Whatever the Publius enigma is about, it’s still in question as of this writing. Publius promised to watch AMP-F discussion and there may still be a prize to be claimed. However, AMP-F changed radically, so that any focused discussion (such as the one about the enigma) became extraordinarily difficult to carry on. Nothing much is happening there as of this writing. It’s as if the whole “difficulty of communication” theme of The Division Bell was being acted out in the newsgroup. Echoes e-mail regulars are skeptical and have discouraged enigma discussion.
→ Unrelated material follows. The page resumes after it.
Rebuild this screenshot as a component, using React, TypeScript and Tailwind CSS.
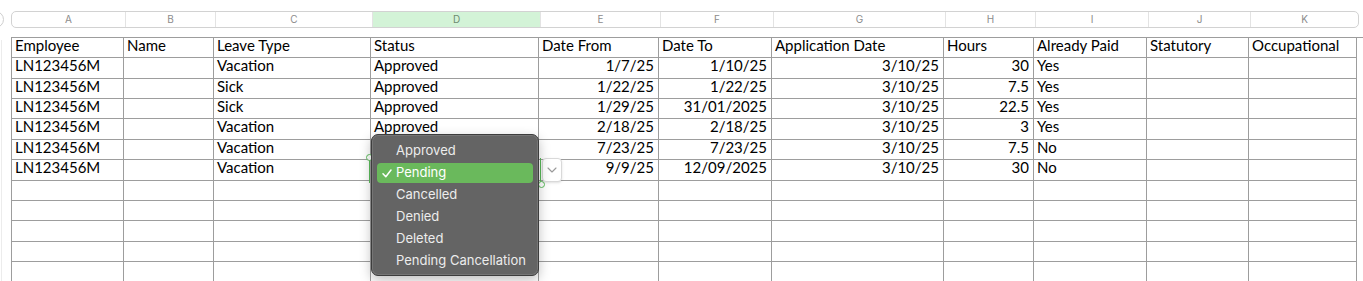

Despite numerous obstacles, those who worked hardest on the enigma think it’s worth looking at.
For further information, see the files in the echoserv publius directory (history.951018 includes all his letters to AMP-F), the Publius appendix in Vernon Fitch’s Pink Floyd Encyclopedia (with selected Publius letters), and the Publius Enigma www pages at http://www.uio.no/~ericsp/floyd.html (hosted by Eric Spierings).
“So What Is It?”
As said before, we have no evidence one way or another (or more correctly we have firm and outright denials by band- members and their management, on the other hand, there are the Lights at East-Rutherford, and the texts in the AMLoR minidiscs that aren’t easily explained away.
If the enigma was a band organized attempt, they apparently lost interest in it, and have never come in the open about it.
If there was a riddle to be solved, it was such a tough one, that after 4 years, and lots and lots of combined effort from Pink Floyd fans around the world it is still unsolved (and it’s still not even sure that there actually is a riddle).
Whichever is the case, before you make assumptions or jump to conclusions, check out the references given in the previous section, talk with people about it, and please, do not drag this issue back on echoes. Flame Wars have started over less.